I have doubts about Esper Midrange not just folding to Esper Control due to their higher raw card power, but I think that’s solidly the third-place concern. With reasonable shots against Simic Nexus and Mono-Red Aggro, I would be looking at Esper Midrange for SCG Syracuse in two weeks.


The deck that might be the most targeted answer to all of this is Grixis Midrange, via the Standard Classic at SCG Richmond. There’s a lot I dislike about these matching first- and third-place lists, but the archetype showed promise even before Nicol Bolas, Dragon-God.

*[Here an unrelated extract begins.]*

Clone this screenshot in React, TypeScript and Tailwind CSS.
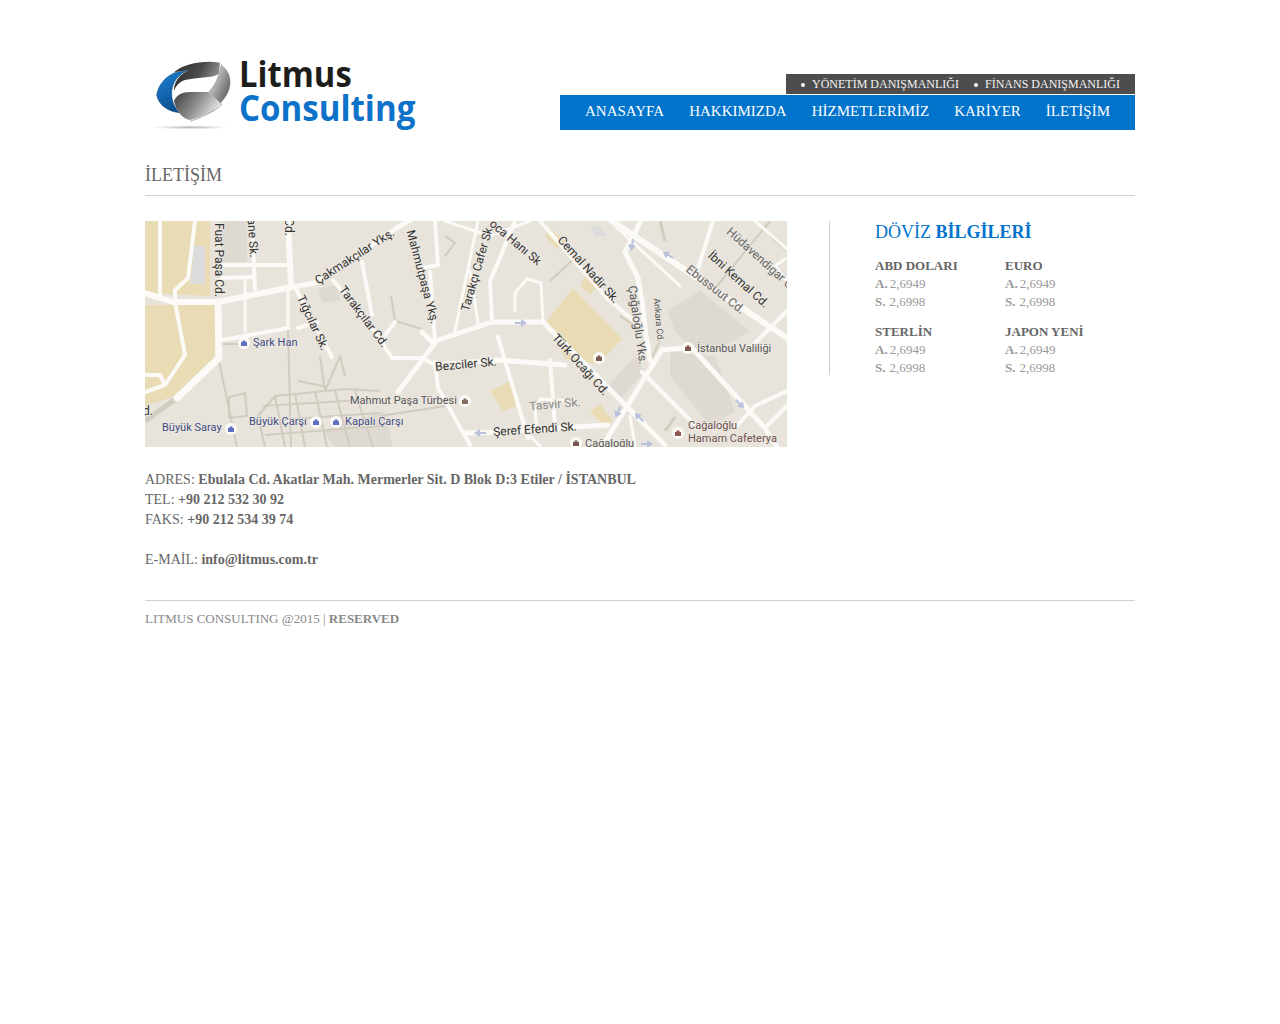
const serif = { fontFamily: '"Liberation Serif", "Times New Roman", serif' }

const navItems = ['ANASAYFA', 'HAKKIMIZDA', 'HİZMETLERİMİZ', 'KARİYER', 'İLETİŞİM']

const rates = [
  { name: 'ABD DOLARI' },
  { name: 'EURO' },
  { name: 'STERLİN' },
  { name: 'JAPON YENİ' },
]

function Logo() {
  return (
    <svg width="290" height="90" viewBox="15 0 870 270" className="block">
      <defs>
        <linearGradient id="lgTop" x1="0" y1="0" x2="1" y2="0.3">
          <stop offset="0" stopColor="#2b2b2b" />
          <stop offset="0.6" stopColor="#4a4a4a" />
          <stop offset="1" stopColor="#8d8d8d" />
        </linearGradient>
        <linearGradient id="lgRight" x1="0" y1="0" x2="1" y2="0.6">
          <stop offset="0" stopColor="#f4f4f4" />
          <stop offset="0.6" stopColor="#b5b5b5" />
          <stop offset="1" stopColor="#555" />
        </linearGradient>
        <linearGradient id="lgInner" x1="0" y1="0" x2="1" y2="0.4">
          <stop offset="0" stopColor="#3c3c3c" />
          <stop offset="0.55" stopColor="#8e8e8e" />
          <stop offset="1" stopColor="#e4e4e4" />
        </linearGradient>
        <linearGradient id="lgBlue" x1="0" y1="0" x2="0.5" y2="1">
          <stop offset="0" stopColor="#1c82d6" />
          <stop offset="1" stopColor="#0b4f8f" />
        </linearGradient>
        <radialGradient id="lgShadow">
          <stop offset="0" stopColor="#b8b8b8" />
          <stop offset="1" stopColor="#ffffff" />
        </radialGradient>
      </defs>
      <ellipse cx="150" cy="232" rx="115" ry="6" fill="url(#lgShadow)" />
      <path d="M50 135 C55 105 75 80 105 68 L145 60 C115 72 98 95 95 125 C94 150 102 170 118 188 C85 185 55 165 50 135 Z" fill="url(#lgBlue)" stroke="#0a3f70" strokeWidth="1.5" />
      <path d="M102 67 C130 42 190 30 240 38 L236 72 C215 85 170 82 135 90 C118 96 108 108 102 122 C100 100 118 72 147 60 Z" fill="url(#lgTop)" />
      <path d="M243 44 C265 60 276 85 268 115 C258 155 205 200 150 214 C190 198 225 185 246 164 L206 126 C222 108 234 92 243 44 Z" fill="url(#lgRight)" stroke="#777" strokeWidth="1" />
      <path d="M102 152 C110 136 126 126 150 126 L205 126 L246 165 C220 185 185 200 150 210 C125 205 107 180 102 152 Z" fill="url(#lgInner)" />
      <text x="297" y="110" textLength="338" lengthAdjust="spacingAndGlyphs" fill="#1d1d1b" fontSize="108" fontWeight="700" fontFamily='"Open Sans", sans-serif'>Litmus</text>
      <text x="297" y="212" textLength="529" lengthAdjust="spacingAndGlyphs" fill="#0d72c9" fontSize="108" fontWeight="700" fontFamily='"Open Sans", sans-serif'>Consulting</text>
    </svg>
  )
}

const whiteRoads: [string, number][] = [
  ['M147 66 L170 62 L253 6 L267 -2', 5],
  ['M0 72 L28 81 L73 81 L147 66', 6],
  ['M73 81 L74 137 L32 177', 7],
  ['M143 0 L146 66', 6],
  ['M143 66 L143 107', 3],
  ['M78 119 L143 107', 4],
  ['M100 59 L100 111', 3],
  ['M77 44 L147 44', 4],
  ['M107 0 L110 69', 4],
  ['M77 57 L108 56', 4],
  ['M15 0 L15 74', 4],
  ['M50 0 L43 57 L30 69 L30 81 L40 134 L20 164 L0 171', 4],
  ['M0 154 L15 154 L20 164', 4],
  ['M150 66 L187 136', 4],
  ['M153 107 L173 101', 4],
  ['M188 59 L230 111 L247 137 L277 137 L290 144', 4],
  ['M217 41 L227 94', 4],
  ['M250 101 L240 114', 4],
  ['M290 0 L293 44 L277 47', 4],
  ['M285 51 L290 121', 4],
  ['M277 111 L287 121 L347 101 L398 101', 5],
  ['M290 122 L253 171', 5],
  ['M290 141 L293 167 L325 224', 4],
  ['M290 144 L353 139 L420 144', 5],
  ['M398 101 L520 224', 5],
  ['M395 0 L463 78 L495 105', 4],
  ['M398 101 L396 62 L382 58 L370 72 L370 90', 3],
  ['M497 -2 L480 31 L493 57 L497 81 L500 107 L505 140', 5],
  ['M467 0 L642 117', 6],
  ['M540 127 L517 129 L458 224', 5],
  ['M547 127 L620 207 L632 226', 5],
  ['M497 151 L553 207', 4],
  ['M568 0 L550 57', 4],
  ['M353 116 L383 217', 4],
  ['M405 139 L410 205', 4],
  ['M320 212 L353 211 L463 204', 5],
  ['M430 180 L395 178 L390 190 L392 208', 3],
  ['M333 0 L310 110', 3],
  ['M347 101 L345 60 L352 44 L370 0', 4],
  ['M333 102 L325 50', 3],
  ['M300 0 L345 15 L385 0', 3],
  ['M610 0 L642 28', 3],
  ['M640 38 L630 45 L642 60', 3],
  ['M605 127 L642 90', 4],
  ['M590 207 L610 185 L642 170', 4],
  ['M620 207 L642 185', 4],
  ['M490 225 L485 195', 3],
  ['M395 225 L385 215', 3],
  ['M535 65 L470 5', 3],
]

const greyRoads: [string, number][] = [
  ['M77 123 L98 123 L100 111', 2],
  ['M74 140 L92 226', 2],
  ['M143 107 L146 226', 2],
  ['M175 135 L180 170 M200 155 L195 135 L180 170', 2],
  ['M153 160 L178 165', 2],
  ['M84 176 L100 172 L102 195 L84 197 Z', 2],
  ['M0 200 L32 177', 5],
  ['M113 195 L130 175 L200 168 L235 170', 2],
  ['M113 195 L120 226 M130 175 L140 226 M150 172 L160 226 M170 170 L182 226 M190 170 L205 226 M210 170 L228 226', 2],
  ['M118 185 L232 178 M116 200 L235 192 M120 214 L235 205', 2],
  ['M235 195 L300 185', 2],
  ['M246 75 L250 100 L277 108', 2],
  ['M300 15 L310 22 L300 35', 2],
  ['M405 60 L432 35', 2],
  ['M475 95 L505 115', 2],
  ['M505 140 L515 120', 2],
  ['M520 210 L530 196', 3],
  ['M568 70 L625 0', 2],
  ['M625 15 L642 30', 2],
  ['M520 20 L515 0', 3],
]

const labels: { t: string; x: number; y: number; r: number; s?: number; c?: string }[] = [
  { t: 'Fuat Paşa Cd.', x: 73, y: 39, r: 90 },
  { t: 'ane Sk.', x: 107, y: 17, r: 86 },
  { t: 'Cd.', x: 143, y: 6, r: 90 },
  { t: 'Çakmakçılar Ykş.', x: 210, y: 36, r: -33 },
  { t: 'Mahmutpaşa Ykş.', x: 277, y: 56, r: 75 },
  { t: 'Tığcılar Sk.', x: 167, y: 102, r: 65 },
  { t: 'Tarakçılar Cd.', x: 218, y: 96, r: 53 },
  { t: 'Bezciler Sk.', x: 321, y: 144, r: -5 },
  { t: 'Tarakçı Cafer Sk.', x: 333, y: 47, r: -74 },
  { t: 'oca Hanı Sk', x: 370, y: 22, r: 40 },
  { t: 'Cemal Nadir Sk.', x: 443, y: 49, r: 48 },
  { t: 'Çağaloğlu Yks.', x: 492, y: 104, r: 82, c: '#555' },
  { t: 'Ankara Cd.', x: 513, y: 99, r: 85, s: 9, c: '#555' },
  { t: 'Ebussuut Cd.', x: 570, y: 69, r: 38, c: '#666' },
  { t: 'İbni Kemal Cd.', x: 593, y: 59, r: 42 },
  { t: 'Hüdavendigar Cd', x: 617, y: 40, r: 42, c: '#666' },
  { t: 'Türk Ocağı Cd.', x: 435, y: 144, r: 48 },
  { t: 'Tasvir Sk.', x: 410, y: 184, r: -5, c: '#888' },
  { t: 'Şeref Efendi Sk.', x: 390, y: 209, r: -4 },
  { t: 'd.', x: 3, y: 191, r: 0 },
]

const places: { t: string; x: number; y: number; c?: string }[] = [
  { t: 'Şark Han', x: 108, y: 122, c: '#3f4a80' },
  { t: 'Mahmut Paşa Türbesi', x: 205, y: 180, c: '#555' },
  { t: 'Büyük Çarşı', x: 104, y: 201, c: '#3f4a80' },
  { t: 'Kapalı Çarşı', x: 200, y: 201, c: '#3f4a80' },
  { t: 'Büyük Saray', x: 17, y: 207, c: '#3f4a80' },
  { t: 'İstanbul Valiliği', x: 552, y: 128, c: '#555' },
  { t: 'Cağaloğlu', x: 440, y: 223, c: '#555' },
  { t: 'Cağaloğlu', x: 543, y: 205, c: '#6b4f4f' },
  { t: 'Hamam Cafeterya', x: 543, y: 218, c: '#6b4f4f' },
]

const pins: { x: number; y: number; c: string }[] = [
  { x: 99, y: 122, c: '#5f6fc0' },
  { x: 171, y: 201, c: '#5f6fc0' },
  { x: 191, y: 201, c: '#5f6fc0' },
  { x: 86, y: 208, c: '#5f6fc0' },
  { x: 320, y: 180, c: '#8b6a62' },
  { x: 454, y: 137, c: '#7a5a52' },
  { x: 543, y: 127, c: '#7a5a52' },
  { x: 431, y: 222, c: '#7a5a52' },
  { x: 533, y: 212, c: '#8b5a52' },
]

const arrows: { x: number; y: number; r: number }[] = [
  { x: 376, y: 102, r: 0 },
  { x: 487, y: 24, r: 100 },
  { x: 523, y: 34, r: 210 },
  { x: 595, y: 183, r: 45 },
  { x: 473, y: 191, r: 115 },
  { x: 494, y: 196, r: 225 },
  { x: 335, y: 212, r: 180 },
  { x: 502, y: 223, r: 0 },
]

function MapPicture() {
  return (
    <svg width="642" height="226" viewBox="0 0 642 226" className="block">
      <rect width="642" height="226" fill="#e8e4dc" />
      <g fill="#e9dcb5">
        <path d="M0 0 L65 0 L65 75 L0 72 Z" />
        <path d="M0 84 L70 84 L70 135 L30 175 L0 185 Z" />
        <path d="M402 100 L428 67 L477 118 L453 143 L420 138 Z" />
        <path d="M345 170 L365 160 L372 185 L358 190 Z" />
        <path d="M405 7 L420 20 L412 28 L400 15 Z" />
        <path d="M440 55 L452 65 L445 74 L435 65 Z" />
        <path d="M445 190 L455 183 L468 200 L460 206 Z" />
      </g>
      <g fill="#dedad2">
        <path d="M77 0 L102 0 L102 41 L77 41 Z" />
        <path d="M172 68 L193 64 L195 80 L178 82 Z" />
        <path d="M522 90 L555 70 L605 110 L570 130 L545 125 L530 110 Z" />
        <path d="M525 130 L570 135 L590 190 L565 205 L525 155 Z" />
        <path d="M463 165 L490 135 L500 150 L475 178 Z" />
        <path d="M445 5 L455 5 L462 15 L450 15 Z" fill="#dcdcdc" />
      </g>
      <path d="M48 25 L60 25 L60 63 L45 63 L48 40 Z" fill="#dcdcdc" />
      <path d="M178 210 L240 190 L248 226 L190 226 Z" fill="#dedad2" />
      {greyRoads.map(([d, w], i) => (
        <path key={i} d={d} fill="none" stroke="#d0ccbe" strokeWidth={w} strokeLinejoin="round" />
      ))}
      {whiteRoads.map(([d, w], i) => (
        <path key={i} d={d} fill="none" stroke="#fbfaf7" strokeWidth={w} strokeLinecap="round" strokeLinejoin="round" />
      ))}
      {arrows.map((a, i) => (
        <g key={i} transform={`translate(${a.x} ${a.y}) rotate(${a.r})`} fill="#b9c1dc">
          <rect x="-6" y="-1" width="7" height="2" />
          <path d="M0 -4 L6 0 L0 4 Z" />
        </g>
      ))}
      {pins.map((p, i) => (
        <g key={i}>
          <circle cx={p.x} cy={p.y} r="6" fill="#fbfaf7" />
          <path d={`M${p.x - 3} ${p.y - 1} h6 v4 h-6 Z M${p.x - 1.5} ${p.y - 1} v-1.5 h3 v1.5`} fill={p.c} />
        </g>
      ))}
      <g fontFamily="Roboto, sans-serif">
        {labels.map((l, i) => (
          <text
            key={i}
            textAnchor="middle"
            dominantBaseline="middle"
            transform={`translate(${l.x} ${l.y}) rotate(${l.r})`}
            fontSize={l.s ?? 12}
            fill={l.c ?? '#333'}
            stroke="#ebe8e1"
            strokeWidth="1.5"
            paintOrder="stroke"
          >
            {l.t}
          </text>
        ))}
        {places.map((p, i) => (
          <text key={i} x={p.x} y={p.y} dominantBaseline="middle" fontSize="11" fill={p.c} stroke="#ebe8e1" strokeWidth="1.5" paintOrder="stroke">
            {p.t}
          </text>
        ))}
      </g>
    </svg>
  )
}

function RateBox({ name }: { name: string }) {
  return (
    <div className="w-[130px] text-[13px] leading-[18px] text-[#999]">
      <div className="font-bold text-[#666]">{name}</div>
      <div><b className="mr-[2px]">A.</b>2,6949</div>
      <div><b className="mr-[4px]">S.</b>2,6998</div>
    </div>
  )
}

export default function App() {
  return (
    <div className="min-h-[1024px] bg-white" style={serif}>
      <div className="mx-auto w-[990px] pt-[50px]">
        {/* header */}
        <div className="flex justify-between">
          <Logo />
          <div className="flex w-[575px] flex-col items-end pt-[24px]">
            <div className="flex h-[20px] w-[349px] items-center justify-end gap-[15px] bg-[#4d4d4d] pr-[15px] text-[12px] text-[#f2f2f2]">
              {['YÖNETİM DANIŞMANLIĞI', 'FİNANS DANIŞMANLIĞI'].map(item => (
                <span key={item} className="flex items-center gap-[7px]">
                  <span className="mt-px h-[4px] w-[4px] rounded-full bg-white" />
                  {item}
                </span>
              ))}
            </div>
            <div className="mt-px flex h-[35px] w-full items-center justify-center gap-[25px] bg-[#0073cb] pb-[2px] text-[15px] text-white">
              {navItems.map(item => <span key={item}>{item}</span>)}
            </div>
          </div>
        </div>

        <h1 className="mt-[20px] border-b border-[#cfcfcf] pb-[5px] text-[18px] leading-[30px] text-[#666]">İLETİŞİM</h1>

        {/* content */}
        <div className="mt-[25px] flex items-start">
          <MapPicture />
          <div className="ml-[42px] h-[154px] border-l border-[#cfcfcf] pl-[45px]">
            <h2 className="text-[18px] leading-[22px] text-[#0073cb]">DÖVİZ <b>BİLGİLERİ</b></h2>
            <div className="mt-[14px] grid w-[260px] grid-cols-2 gap-y-[12px]">
              {rates.map(r => <RateBox key={r.name} name={r.name} />)}
            </div>
          </div>
        </div>

        {/* address */}
        <div className="mt-[23px] text-[14px] leading-[20px] text-[#666]">
          <div>ADRES: <b>Ebulala Cd. Akatlar Mah. Mermerler Sit. D Blok D:3 Etiler / İSTANBUL</b></div>
          <div>TEL: <b>+90 212 532 30 92</b></div>
          <div>FAKS: <b>+90 212 534 39 74</b></div>
          <div className="mt-[20px]">E-MAİL: <b>info@litmus.com.tr</b></div>
        </div>

        {/* footer */}
        <div className="mt-[30px] border-t border-[#cfcfcf] pt-[8px] text-[13px] leading-[20px] text-[#888]">
          LITMUS CONSULTING @2015 | <b>RESERVED</b>
        </div>
      </div>
    </div>
  )
}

The list of what is wrong: I’ve been fooled by Nicol Bolas, the Ravager too many times when I could just play Hostage Taker or Rekindling Phoenix or just God-Eternal Kefnet now. This deck somehow tricked itself into playing Discovery instead of real cards. There is no way these two-mana removal spells are right, namely Bedeck over things that cost one or kill more expensive creatures too. Are we waiting to kill Azcanta, the Sunken Ruin?

Actually, that’s it, besides the whole Thought Erasure being a 0/0 versus Merfolk Branchwalker being a 3/2 problem I’m sure we will have to address at a later date.

The good: Unmoored Ego; Legion Warboss backed by discard; Liliana, Dreadhorde General; and Enter the God-Eternals are all insanely powerful breakers for the top contenders. Esper Midrange has a lot of these cards too, but Nicol Bolas, Dragon-God is way better than Teferi, Hero of Dominaria in your deck with zero counterspells. I think the only things white offers now are Disenchants and Hero of Precinct One, but with Experimental Frenzy and Azorius Aggro on the downswing, I think I would have Grixis slightly ahead of Esper in my midrange power rankings.

All signs point towards playing a not-just-Dimir Dimir deck after SCG Richmond. My big question for SCG Syracuse is whether the metagame ticks once more before then and leaves this all a step behind. Early Standard moves swiftly; don’t be afraid to admit it has passed you by as swiftly as it got to this state.